Chianti Classico is often the best all-round red for a mixed pizza table because it handles tomato beautifully and has enough structure for richer toppings. Pinot Grigio is the easiest all-round white, especially when there are vegetable, prosciutto or lighter pizzas involved. If the group is split or the occasion is celebratory, Prosecco is hard to argue with. It is versatile, sociable and works surprisingly well across different slices.
Common mistakes when pairing pizza wine
The biggest mistake is going too heavy. Big oak, very high alcohol or aggressive tannin can overpower pizza, especially if the base and sauce are made in a traditional, balanced style. Pizza is full of flavour, but it is not a steak.
The second mistake is forgetting acidity. Without enough freshness in the wine, tomato sauce and melted cheese can make the pairing feel flat after a few bites. That is why so many Italian wines perform well here – they are built for the table.
The third mistake is treating all toppings the same. Anchovies, chilli, fresh basil and creamy mozzarella each pull the wine in a different direction. You do not need to analyse every ingredient, but you should notice whether the pizza is leaning fresh, rich, salty, spicy or smoky.

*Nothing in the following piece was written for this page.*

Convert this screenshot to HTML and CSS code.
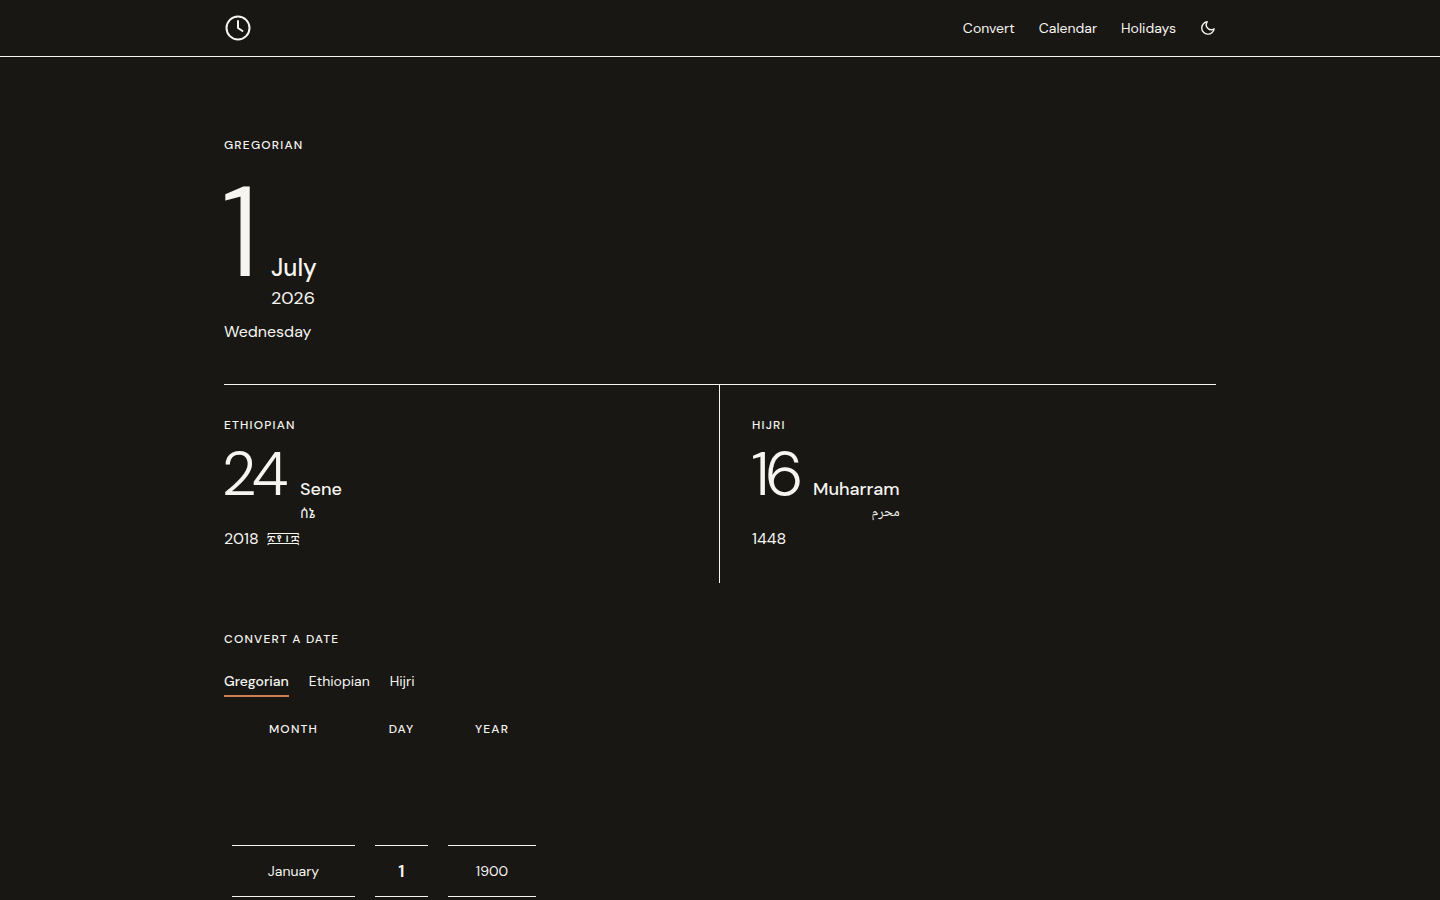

A simple way to choose with confidence
If you want one easy method for how to pair pizza wine, ask yourself three things. Is the pizza tomato-based or white-based? Is it light and fresh, or rich and hearty? And are the toppings delicate, salty or spicy?
From there, the choice gets easier. Tomato and classic toppings point toward Sangiovese or Chianti Classico. Spice and cured meats lean toward Nero d’Avola. Heavier meat pizzas can take Primitivo. Lighter, saltier or greener pizzas often suit Pinot Grigio. Seafood and mixed tables are very happy with Prosecco.
That is usually all you need. Good pizza and good wine are not meant to feel fussy. They are meant to meet in the middle – warm, generous and easy to share. If you start with the style of pizza rather than the label, you will usually end up with a glass that makes the next slice even better.